Again, most notes that I have reviewed do not comply with the Indenture Agreement for Fannie Mae. Why would Fannie Mae accept a note that violates of proper indorsement or assignment requirements? Apparently Fannie Mae and Freddie Mac didn’t bother to comply with their own rules and regulations and therefore the MBS pools they guarantee aren't worth a hill of beans.

The bigger story here, however, is that because the GSEs have failed to enforce their own rules of properly recording the mortgage instruments, the underlying collateral of the mortgage and promissory note are void and don’t require payments from the borrower. If the lender can’t prove the homeowner owes a debt the missing paperwork will ultimately create a Tsunami (****-storm is actually a better word) of defaults for every pension, mutual and trust fund that invested in this garbage.

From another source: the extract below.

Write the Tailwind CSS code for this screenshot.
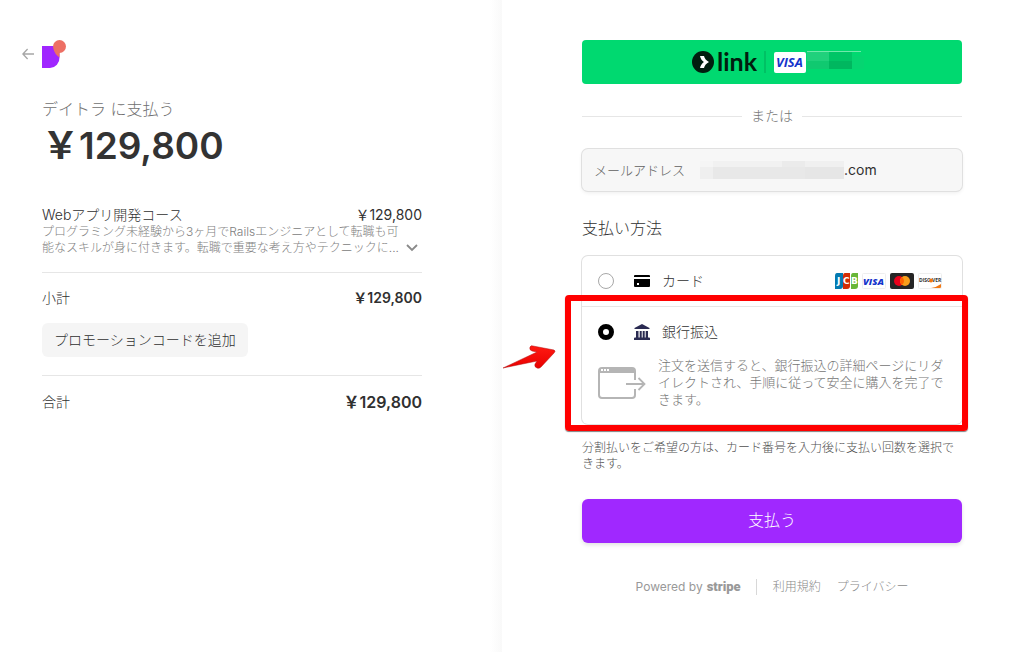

Nye Lavelle is an expert in Fannie Mae and Freddie Mae and has researched these entities since 1993. In 2013 he wrote a white paper entitled, “Can’t Trust the Paper Trail.” Lavelle states that,”Robo-signing, false affidavits, lost notes, false pleadings, missing allonges, conflicting endorsements, missing endorsements, false assignments, and other wide-spread and socalled document deficiencies are not new, but tried and proven automated processes that have been employed since the early 90s.”
He has found the following issues with Fannie and Freddie documents:

a) double and multi-pledging of the same promissory note to different investors,
including Fannie Mae and Freddie Mac;
b) the destruction of evidence such as written assignments, allonges, and the
actual wet-ink promissory notes;
c) duel ownership evidenced by foreclosing parties’ own notes, assignments, and
d) creation of fabricated “ghost notes” or multiple notes never signed or executed
by the borrower; and
e) the creation of fraudulent lawsuit complaints, motions for summary judgment,
affidavits to support summary judgment, affidavits of indebtedness and lost
notes, and the creation of fraudulent assignments of notes and mortgages as
well as allonges to notes and endorsements upon note to fraudulently create
the “appearance” of legal standing or authority to foreclose.


Lavelle was confounded that Fannie and Freddie would go to such great lengths to conceal the name of the real identity of the actual creditor. He stated, “Who owns a borrower’s note and stands on the other side of the mortgage contract and its fine print is a fact that should be readily and easily
ascertainable and accessed without the need of judicial intervention.” Anyone who has sent their loan servicer a Qualified Written Request can understand the frustration of being stonewalled from receiving this information. Even people who sue their servicer for years in court may never be told who actually owns their loan.

It is time that Americans REFUSE to sign faulty loan documents. If you are considering purchasing a home DEMAND to know whose funds are being used by the originator to fund your loan. Ask the closer if the loan you are signing violates the provisions of Regulation Z in the Truth in Lending Act and have them sign an affidavit attesting that the loan is in compliance with TILA and RESPA. I guarantee your closing won’t occur. Better yet, find a lender that holds the paper or purchase a property from an individual who will hold the paper. It is time to refuse to participate in this fraudulent enterprise- if you look to a big bank lender you are contributing to the problem not the  solution.